Nixon, whom my father also despised during those years, was a master melodramatist. Maybe the allure of Hollywood rubbed off on him growing up in Whittier, California. He had tremendous range, sometimes casting himself in the role of spurned suitor (the Checkers speech), sometimes as hero triumphant (the trip to China), or the elder statesman (his post-Watergate years). He would nearly always cast his opponents in the role of commies or commie sympathizers, Ivy League elites and/or commie sympathizers, limousine liberals and peaceniks out of touch with the Moral Majority. Reagan was a master at melodrama, too, but his range was narrower. This was probably due to his actual experience in Hollywood, where he perhaps came to understand the parts he could most successfully play. Raised up by the denizens of Orange County to the national stage, Reagan set up a dualistic good and evil world in which he challenged his foes to accept that they were evil and America was good. These were mostly communist sympathizers, and unionists and liberal communist sympathizers, and Arab terrorists. He asked some of these evil enemies, like the Iranians, to give him money for weapons so he could give the money to right -wing death squads in Nicaragua because communism, especially in South America, was especially evil.

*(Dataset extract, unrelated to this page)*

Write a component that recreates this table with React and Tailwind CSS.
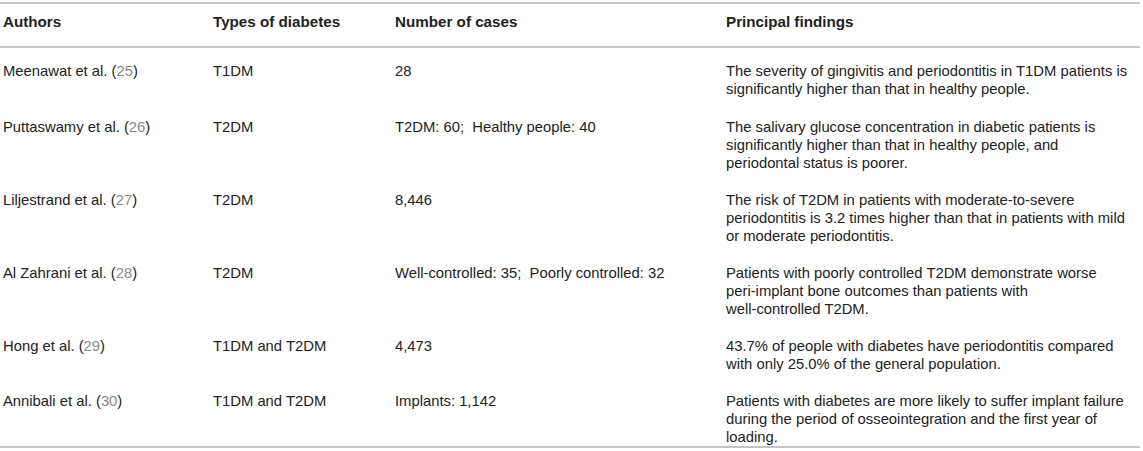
export default function App() {
  const rows = [
    { a: "Meenawat et al. (", r: "25", t: "T1DM", n: "28", f: ["The severity of gingivitis and periodontitis in T1DM patients is significantly higher than that in healthy people."] },
    { a: "Puttaswamy et al. (", r: "26", t: "T2DM", n: "T2DM: 60;\u00a0 Healthy people: 40", f: ["The salivary glucose concentration in diabetic patients is significantly higher than that in healthy people, and periodontal status is poorer."] },
    { a: "Liljestrand et al. (", r: "27", t: "T2DM", n: "8,446", f: ["The risk of T2DM in patients with moderate-to-severe periodontitis is 3.2 times higher than that in patients with mild or moderate periodontitis."] },
    { a: "Al Zahrani et al. (", r: "28", t: "T2DM", n: "Well-controlled: 35;\u00a0 Poorly controlled: 32", f: ["Patients with poorly controlled T2DM demonstrate worse peri\u2011implant bone outcomes than patients with", "well\u2011controlled T2DM."] },
    { a: "Hong et al. (", r: "29", t: "T1DM and T2DM", n: "4,473", f: ["43.7% of people with diabetes have periodontitis compared with only 25.0% of the general population."] },
    { a: "Annibali et al. (", r: "30", t: "T1DM and T2DM", n: "Implants: 1,142", f: ["Patients with diabetes are more likely to suffer implant failure during the period of osseointegration and the first year of loading."] },
  ];
  return (
    <div className="w-[1143px] h-[451px] bg-white text-[#222] text-[14.8px] leading-[18px]" style={{ fontFamily: '"Liberation Sans", Arial, sans-serif' }}>
      <div className="w-[1140px] mt-[2px] border-t-2 border-b-2 border-[#c4c4c4]">
        <div className="grid grid-cols-[210px_182px_331px_417px] border-b-2 border-[#c4c4c4] font-bold text-[15.2px] pt-[9px] pb-[15px]">
          <div className="pl-[3px]">Authors</div>
          <div className="pl-[3px]">Types of diabetes</div>
          <div className="pl-[3px]">Number of cases</div>
          <div className="pl-[3px]">Principal findings</div>
        </div>
        <div className="pt-[14px]">
          {rows.map((row, i) => (
            <div key={i} className={"grid grid-cols-[210px_182px_331px_417px] " + (i === 0 ? "pb-[20px]" : i < rows.length - 1 ? "pb-[19px]" : "pb-0")}>
              <div className="pl-[3px]">
                {row.a}
                <span className="text-[#8a8a8a]">{row.r}</span>)
              </div>
              <div className="pl-[3px]">{row.t}</div>
              <div className="pl-[3px]">{row.n}</div>
              <div className="pl-[3px] pr-[10px]">
                {row.f.map((line, j) => (
                  <div key={j}>{line}</div>
                ))}
              </div>
            </div>
          ))}
        </div>
      </div>
    </div>
  );
}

It does appear this latest troupe of actors has run out of ideas for scenes in their Either/Or Order/Chaos melodrama. George W. keeps making the same speech over and over again to the same enlistees, Dick Cheney keeps making the same liberal baiting, mud-slinging speech over and over again to various right wing think tanks. The theater of war in Iraq is not contributing anything new to the overall production. Clearly, as David Brooks says, they need new blood in this production. Some new ideas, a new Either/Or dilemma, a new conservative coup de theatre. Or maybe an old chestnut from the past.

The Perils of Fluoride, anyone?

1 Comments:

At 10:24 PM, Anonymous Anonymous said...

maybe the "so we don't have to fight them here" line can best be criticized not by mentioning the low odds of having to "fight them here" (courageous types don't depend on odds, after all) but by pointing out its strictly emotional and manipulative nature of the appeal.  The line invokes an obviously bad, and viscerally bad, thing (fighting here) and offers a valorized aspect of character as equal to the task (valor; standing up to something before it happens) and this is so appealing (the naming of the thing we afraid of and the notion that we CAN in fact depend on valor and be safe) that no one wants ask if there is in fact any connection as stated --  of course fighting them "there" is NOT really valorous if it is the wrong "there" and/or if it makes it MORE likely that we will fight them here -- but it's hard to assert this against the Republican thinking because it appears to mark one as against valor.